Фер, проснувшийся до крайности поздно, ближе к полудню, сказал, что они начнут подготовку сегодня. Ариэль не возражал: чем быстрее, тем скорей он выполнит свою часть уговора и станет свободным. Он даже ничего не спросил, да и некого уже было: Фер надолго ушёл. Клетку открыл прибывший в сопровождении Толстячка маг, и поначалу Ариэль даже радовался возможности толком вымыться. Он долго плескался в приятно горячей воде, тёр руки и плечи тщательно намыленной жёсткой тряпицей, трижды вымыл волосы – всё под присмотром скучающего Толстячка. А затем в купальню зашёл лорд Рами – и от чувства собственного достоинства Ариэля ничего не осталось, всё оно растворилось вместе с насильным омовением нижней части тела и проникновением в зад чужих пальцев и той отвратительной трубки.
Ариэль всё гадал, почему же случившееся так сильно оскорбляет все его чувства. Вчера, дав согласие Люциферу, что выносит для него ребёнка, он согласился и не на такое. Он согласился развести перед мужчиной ноги, дать не только пальцам, а его естеству проникнуть в себя и не раз. А какая по сути разница, Фер это будет или кто-то другой? И всё же его буквально трясло из-за того, что его унижение станет для шута источником новых скабрезных шуточек. Если уж тут должно присутствовать охранником или помощником кому-то третьему, Ариэль бы выбрал, к примеру, Толстячка, но не Рами с его извечной ухмылкой.
– Перестань так трястись, – негромко посоветовал тот, и Ариэль вскинул голову, встречаясь взглядом с блестящими голубыми глазами лорда-пса. – Ничего такого уж страшного с тобой не случится. Хватит строить из себя жертву насилия, или, ради справедливости, ею станешь. Я поспособствую, если ты, своими трясущимися губёнками, вновь расстроишь милорда.
– Здесь холодно, – коротко ответил Ариэль, отворачиваясь, чтобы смотреть на что угодно другое. Вид Рами смущал все его чувства.

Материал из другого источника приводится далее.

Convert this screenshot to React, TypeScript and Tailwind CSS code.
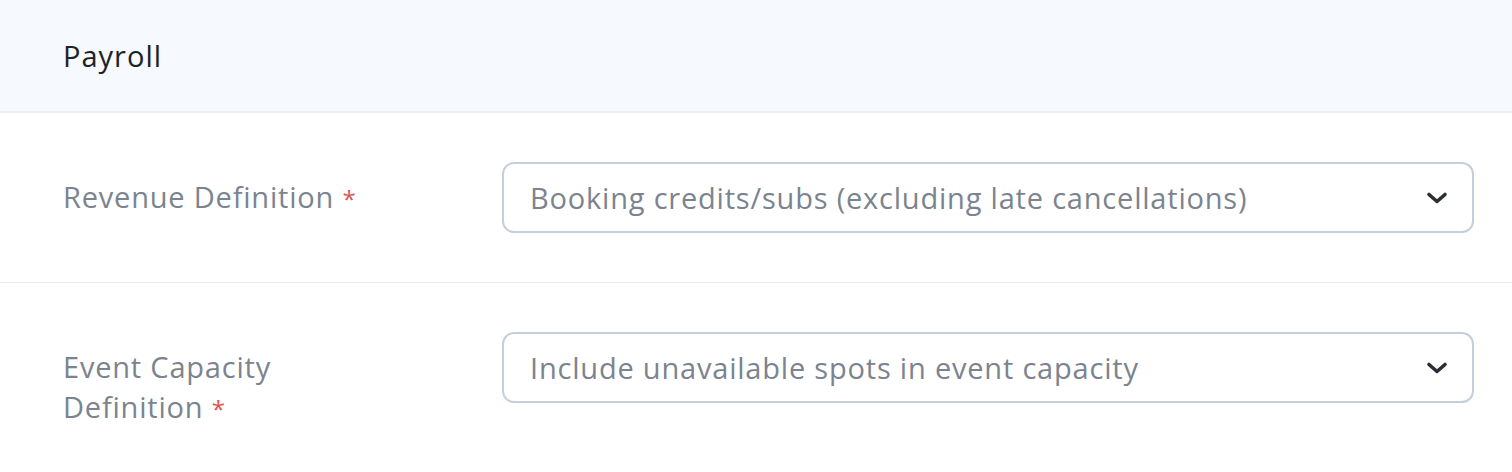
import React from "react";

function Chevron() {
  return (
    <svg width="22" height="14" viewBox="0 0 22 14" className="shrink-0">
      <path d="M3 3.5 L11 10.5 L19 3.5" fill="none" stroke="#2b2f33" strokeWidth="3.6" strokeLinecap="round" strokeLinejoin="round" />
    </svg>
  );
}

function Row({ label, value, last, labelClass }: { label: React.ReactNode; value: string; last?: boolean; labelClass: string }) {
  return (
    <div className={`flex items-start pl-[63px] pr-[38px] pt-[49px] pb-[49px] ${last ? "" : "border-b border-[#e8ebee]"}`}>
      <div className="w-[439px] shrink-0 pt-[15px]">
        <div className={`text-[29px] leading-[40px] tracking-[0.8px] text-[#7b848e] ${labelClass}`}>{label}</div>
      </div>
      <div className="flex h-[71px] flex-1 items-center justify-between rounded-[12px] border-2 border-[#c4cfdb] pl-[26px] pr-[24px]">
        <span className="text-[29px] tracking-[0.8px] text-[#7b848e]">{value}</span>
        <Chevron />
      </div>
    </div>
  );
}

function Star() {
  return <span className="text-[24px] leading-none tracking-normal text-[#d9534f]">*</span>;
}

export default function App() {
  return (
    <div className="h-[472px] overflow-hidden bg-white" style={{ fontFamily: "'Open Sans', sans-serif" }}>
      <div className="flex h-[113px] items-center border-b-2 border-[#eceef2] bg-[#f6f9fe] pl-[63px]">
        <span className="text-[29px] tracking-[1px] text-[#1e2226]">Payroll</span>
      </div>
      <Row
        labelClass="max-w-[400px]"
        label={
          <>
            Revenue Definition <Star />
          </>
        }
        value="Booking credits/subs (excluding late cancellations)"
      />
      <Row
        last
        labelClass="max-w-[260px]"
        label={
          <>
            Event Capacity Definition <Star />
          </>
        }
        value="Include unavailable spots in event capacity"
      />
    </div>
  );
}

Впервые на его памяти лорд-шут не шутил. Без всегдашней улыбки его лицо выглядело иначе. Оно показалось бы простым и даже приятным, если бы не шрам на щеке и жёсткий подбородок, квадратный, крупноватый, как у норовистого жеребца. Такие лица обычно приписывали людям волевым, способным на решительные поступки. Давний, светлый уже шрам начинался у уголка глаза и тянулся через всю щёку, прячась в густой светлой щетине. Вчера и сегодня лорд, видимо, не пользовался помощью брадобрея. Обычно бороды смягчают черты лица, но лорд Рами, забывший побриться, выглядел более опасным и даже диким, как загулявший воин или лесной разбойник. В купальне лорд разделся, оставшись только в штанах, и сейчас щеголял видом ничуть не более пристойным, чем Ариэль. Наброшенная на широкие плечи рубашка обнажала мускулистую грудь и глубоко, будто ножом тесто, расчерченный на квадраты твёрдый живот. Курчавые золотистые волоски покрывали кожу между светло-розовых сосков.